Objective » Transcribe all of the material exactly, except for its pictures.

──────────

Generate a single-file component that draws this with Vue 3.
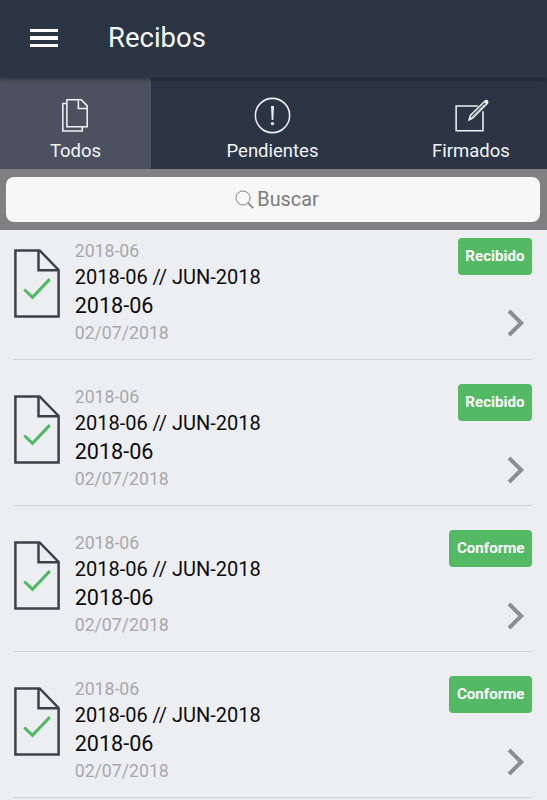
<template>
  <div class="app">
    <header class="header">
      <button class="menu" aria-label="Menú">
        <span></span>
        <span></span>
        <span></span>
      </button>
      <h1>Recibos</h1>
    </header>

    <nav class="tabs">
      <button
        v-for="tab in tabs"
        :key="tab.id"
        class="tab"
        :class="{ active: tab.id === activeTab }"
        @click="activeTab = tab.id"
      >
        <svg v-if="tab.id === 'todos'" class="tab-icon" viewBox="0 0 40 40">
          <path d="M10.8 8.2H7.6v26.9h19v-4" />
          <path d="M11.6 4.6h14l5.8 6v20.3H11.6z" />
          <path d="M22.8 5v8.1h8.3" />
        </svg>
        <svg v-else-if="tab.id === 'pendientes'" class="tab-icon" viewBox="0 0 40 40">
          <circle cx="20" cy="20" r="16.7" />
          <path class="solid" d="M18.6 10.8h2.8l-.6 13.7h-1.6z" />
          <circle class="solid" cx="20" cy="27.9" r="1.6" />
        </svg>
        <svg v-else class="tab-icon" viewBox="0 0 40 40">
          <path d="M26.2 10.7H5v24.2h26.2V15.8" />
          <path d="M17.7 24.2l1.2-4.2L33.2 5.9q1.4-.8 2.2 0t.1 2.3L21.4 22.4z" />
          <path d="M19.5 22.3L32.5 9.3" stroke-width=".8" />
          <path class="solid" d="M32 6.6l1.7-1.5q1.2-.5 2 .3t.2 2l-1.6 1.6zM17.3 24.7l.8-3.1 2 2z" />
        </svg>
        <span>{{ tab.label }}</span>
      </button>
    </nav>

    <div class="search">
      <label class="search-box">
        <svg viewBox="0 0 20 20">
          <circle cx="8" cy="8" r="7" />
          <path d="M13 13l5.3 5.2" />
        </svg>
        <span>Buscar</span>
      </label>
    </div>

    <ul class="list">
      <li v-for="item in receipts" :key="item.id" class="row">
        <svg class="doc" viewBox="0 0 46 70">
          <path d="M1.4 1.4h24.2l19 19.5v46.7H1.4z" />
          <path d="M24.5 1.8v19.4h19.8" />
          <path class="check" d="M10.3 40.5l8.2 7.8 17.3-18.2" />
        </svg>
        <div class="info">
          <p class="muted">{{ item.period }}</p>
          <p class="title">{{ item.title }}</p>
          <p class="name">{{ item.name }}</p>
          <p class="muted">{{ item.date }}</p>
        </div>
        <div class="side">
          <span class="badge">{{ item.status }}</span>
          <svg class="chevron" viewBox="0 0 18 28">
            <path d="M2 2l12.2 12L2 26" />
          </svg>
        </div>
      </li>
    </ul>
  </div>
</template>

<script setup>
import { ref } from 'vue'

const activeTab = ref('todos')

const tabs = [
  { id: 'todos', label: 'Todos' },
  { id: 'pendientes', label: 'Pendientes' },
  { id: 'firmados', label: 'Firmados' }
]

const statuses = ['Recibido', 'Recibido', 'Conforme', 'Conforme']

const receipts = ref(
  statuses.map((status, index) => ({
    id: index + 1,
    period: '2018-06',
    title: '2018-06 // JUN-2018',
    name: '2018-06',
    date: '02/07/2018',
    status
  }))
)
</script>

<style>
body {
  margin: 0;
  background: #edeef2;
}
</style>

<style scoped>
.app {
  height: 800px;
  overflow: hidden;
  background: #edeef2;
  font-family: Roboto, sans-serif;
}

button {
  border: 0;
  padding: 0;
  background: none;
  font: inherit;
  color: inherit;
}

.header {
  position: relative;
  display: flex;
  align-items: center;
  height: 78px;
  padding: 0 30px 3px;
  box-sizing: border-box;
  background: #2c3543;
  color: #f7fafc;
  box-shadow: 0 1px 5px rgba(0, 0, 0, 0.4);
}

.menu {
  display: flex;
  flex-direction: column;
  gap: 4px;
  width: 28px;
  margin: 1px 50px 0 0;
}

.menu span {
  height: 3.6px;
  background: #fff;
}

h1 {
  margin: 0;
  font-size: 27.5px;
  font-weight: 400;
  line-height: 34px;
}

.tabs {
  display: grid;
  grid-template-columns: 151px 243px 1fr;
  height: 91px;
  background: #2c3543;
}

.tab {
  display: flex;
  flex-direction: column;
  align-items: center;
  padding-top: 17px;
  color: #f1f4f8;
  font-size: 18.5px;
  line-height: 26px;
}

.tab:last-child {
  padding-left: 1px;
}

.tab.active {
  background: #4b515e;
  border-radius: 0 2px 2px 0;
}

.tab-icon {
  width: 41px;
  height: 41px;
  margin-bottom: 2px;
  fill: none;
  stroke: #eef2f8;
  stroke-width: 1.5;
}

.tab-icon .solid {
  fill: #eef2f8;
  stroke: none;
}

.search {
  height: 61px;
  padding: 8px 7px 8px 6px;
  box-sizing: border-box;
  background: #808080;
}

.search-box {
  display: flex;
  align-items: center;
  justify-content: center;
  gap: 2px;
  height: 45px;
  padding-left: 8px;
  border-radius: 8px;
  background: #f7f7f7;
  color: #7b7b7b;
  font-size: 19.8px;
}

.search-box svg {
  width: 20px;
  height: 20px;
  fill: none;
  stroke: #858585;
  stroke-width: 1;
}

.search-box svg path {
  stroke-width: 1.7;
}

.list {
  margin: 0;
  padding: 0 15px 0 13px;
  list-style: none;
}

.row {
  display: flex;
  align-items: flex-start;
  height: 146px;
  padding-top: 24px;
  box-sizing: border-box;
  border-bottom: 1px solid #d1d2d6;
}

.row:first-child {
  height: 130.4px;
  padding-top: 8px;
}

.doc {
  width: 46px;
  height: 70px;
  margin: 10.6px 15px 0 0.7px;
  fill: none;
  stroke: #3e4145;
  stroke-width: 2.5;
}

.doc .check {
  stroke: #50b963;
  stroke-width: 3;
}

.info {
  flex: 1;
}

.info p {
  margin: 0;
}

.info .muted {
  color: #a7a8ac;
  font-size: 17.7px;
  line-height: 26px;
}

.info .title {
  color: #0b0b0c;
  font-size: 20px;
  line-height: 27px;
}

.info .name {
  color: #0b0b0c;
  font-size: 21.6px;
  line-height: 29px;
}

.side {
  display: flex;
  flex-direction: column;
  align-items: flex-end;
}

.badge {
  padding: 0 7.5px;
  border-radius: 4px;
  background: #53b964;
  color: #fff;
  font-size: 15.1px;
  font-weight: 700;
  line-height: 37px;
}

.chevron {
  width: 18px;
  height: 28px;
  margin: 34.4px 7px 0 0;
  fill: none;
  stroke: #8c8d91;
  stroke-width: 4;
}
</style>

──────────

Response »
Generate a single-file component that draws this with Vue 3.
<template>
  <div class="app">
    <header class="header">
      <button class="menu" aria-label="Menú">
        <span></span>
        <span></span>
        <span></span>
      </button>
      <h1>Recibos</h1>
    </header>

    <nav class="tabs">
      <button
        v-for="tab in tabs"
        :key="tab.id"
        class="tab"
        :class="{ active: tab.id === activeTab }"
        @click="activeTab = tab.id"
      >
        <svg v-if="tab.id === 'todos'" class="tab-icon" viewBox="0 0 40 40">
          <path d="M10.8 8.2H7.6v26.9h19v-4" />
          <path d="M11.6 4.6h14l5.8 6v20.3H11.6z" />
          <path d="M22.8 5v8.1h8.3" />
        </svg>
        <svg v-else-if="tab.id === 'pendientes'" class="tab-icon" viewBox="0 0 40 40">
          <circle cx="20" cy="20" r="16.7" />
          <path class="solid" d="M18.6 10.8h2.8l-.6 13.7h-1.6z" />
          <circle class="solid" cx="20" cy="27.9" r="1.6" />
        </svg>
        <svg v-else class="tab-icon" viewBox="0 0 40 40">
          <path d="M26.2 10.7H5v24.2h26.2V15.8" />
          <path d="M17.7 24.2l1.2-4.2L33.2 5.9q1.4-.8 2.2 0t.1 2.3L21.4 22.4z" />
          <path d="M19.5 22.3L32.5 9.3" stroke-width=".8" />
          <path class="solid" d="M32 6.6l1.7-1.5q1.2-.5 2 .3t.2 2l-1.6 1.6zM17.3 24.7l.8-3.1 2 2z" />
        </svg>
        <span>{{ tab.label }}</span>
      </button>
    </nav>

    <div class="search">
      <label class="search-box">
        <svg viewBox="0 0 20 20">
          <circle cx="8" cy="8" r="7" />
          <path d="M13 13l5.3 5.2" />
        </svg>
        <span>Buscar</span>
      </label>
    </div>

    <ul class="list">
      <li v-for="item in receipts" :key="item.id" class="row">
        <svg class="doc" viewBox="0 0 46 70">
          <path d="M1.4 1.4h24.2l19 19.5v46.7H1.4z" />
          <path d="M24.5 1.8v19.4h19.8" />
          <path class="check" d="M10.3 40.5l8.2 7.8 17.3-18.2" />
        </svg>
        <div class="info">
          <p class="muted">{{ item.period }}</p>
          <p class="title">{{ item.title }}</p>
          <p class="name">{{ item.name }}</p>
          <p class="muted">{{ item.date }}</p>
        </div>
        <div class="side">
          <span class="badge">{{ item.status }}</span>
          <svg class="chevron" viewBox="0 0 18 28">
            <path d="M2 2l12.2 12L2 26" />
          </svg>
        </div>
      </li>
    </ul>
  </div>
</template>

<script setup>
import { ref } from 'vue'

const activeTab = ref('todos')

const tabs = [
  { id: 'todos', label: 'Todos' },
  { id: 'pendientes', label: 'Pendientes' },
  { id: 'firmados', label: 'Firmados' }
]

const statuses = ['Recibido', 'Recibido', 'Conforme', 'Conforme']

const receipts = ref(
  statuses.map((status, index) => ({
    id: index + 1,
    period: '2018-06',
    title: '2018-06 // JUN-2018',
    name: '2018-06',
    date: '02/07/2018',
    status
  }))
)
</script>

<style>
body {
  margin: 0;
  background: #edeef2;
}
</style>

<style scoped>
.app {
  height: 800px;
  overflow: hidden;
  background: #edeef2;
  font-family: Roboto, sans-serif;
}

button {
  border: 0;
  padding: 0;
  background: none;
  font: inherit;
  color: inherit;
}

.header {
  position: relative;
  display: flex;
  align-items: center;
  height: 78px;
  padding: 0 30px 3px;
  box-sizing: border-box;
  background: #2c3543;
  color: #f7fafc;
  box-shadow: 0 1px 5px rgba(0, 0, 0, 0.4);
}

.menu {
  display: flex;
  flex-direction: column;
  gap: 4px;
  width: 28px;
  margin: 1px 50px 0 0;
}

.menu span {
  height: 3.6px;
  background: #fff;
}

h1 {
  margin: 0;
  font-size: 27.5px;
  font-weight: 400;
  line-height: 34px;
}

.tabs {
  display: grid;
  grid-template-columns: 151px 243px 1fr;
  height: 91px;
  background: #2c3543;
}

.tab {
  display: flex;
  flex-direction: column;
  align-items: center;
  padding-top: 17px;
  color: #f1f4f8;
  font-size: 18.5px;
  line-height: 26px;
}

.tab:last-child {
  padding-left: 1px;
}

.tab.active {
  background: #4b515e;
  border-radius: 0 2px 2px 0;
}

.tab-icon {
  width: 41px;
  height: 41px;
  margin-bottom: 2px;
  fill: none;
  stroke: #eef2f8;
  stroke-width: 1.5;
}

.tab-icon .solid {
  fill: #eef2f8;
  stroke: none;
}

.search {
  height: 61px;
  padding: 8px 7px 8px 6px;
  box-sizing: border-box;
  background: #808080;
}

.search-box {
  display: flex;
  align-items: center;
  justify-content: center;
  gap: 2px;
  height: 45px;
  padding-left: 8px;
  border-radius: 8px;
  background: #f7f7f7;
  color: #7b7b7b;
  font-size: 19.8px;
}

.search-box svg {
  width: 20px;
  height: 20px;
  fill: none;
  stroke: #858585;
  stroke-width: 1;
}

.search-box svg path {
  stroke-width: 1.7;
}

.list {
  margin: 0;
  padding: 0 15px 0 13px;
  list-style: none;
}

.row {
  display: flex;
  align-items: flex-start;
  height: 146px;
  padding-top: 24px;
  box-sizing: border-box;
  border-bottom: 1px solid #d1d2d6;
}

.row:first-child {
  height: 130.4px;
  padding-top: 8px;
}

.doc {
  width: 46px;
  height: 70px;
  margin: 10.6px 15px 0 0.7px;
  fill: none;
  stroke: #3e4145;
  stroke-width: 2.5;
}

.doc .check {
  stroke: #50b963;
  stroke-width: 3;
}

.info {
  flex: 1;
}

.info p {
  margin: 0;
}

.info .muted {
  color: #a7a8ac;
  font-size: 17.7px;
  line-height: 26px;
}

.info .title {
  color: #0b0b0c;
  font-size: 20px;
  line-height: 27px;
}

.info .name {
  color: #0b0b0c;
  font-size: 21.6px;
  line-height: 29px;
}

.side {
  display: flex;
  flex-direction: column;
  align-items: flex-end;
}

.badge {
  padding: 0 7.5px;
  border-radius: 4px;
  background: #53b964;
  color: #fff;
  font-size: 15.1px;
  font-weight: 700;
  line-height: 37px;
}

.chevron {
  width: 18px;
  height: 28px;
  margin: 34.4px 7px 0 0;
  fill: none;
  stroke: #8c8d91;
  stroke-width: 4;
}
</style>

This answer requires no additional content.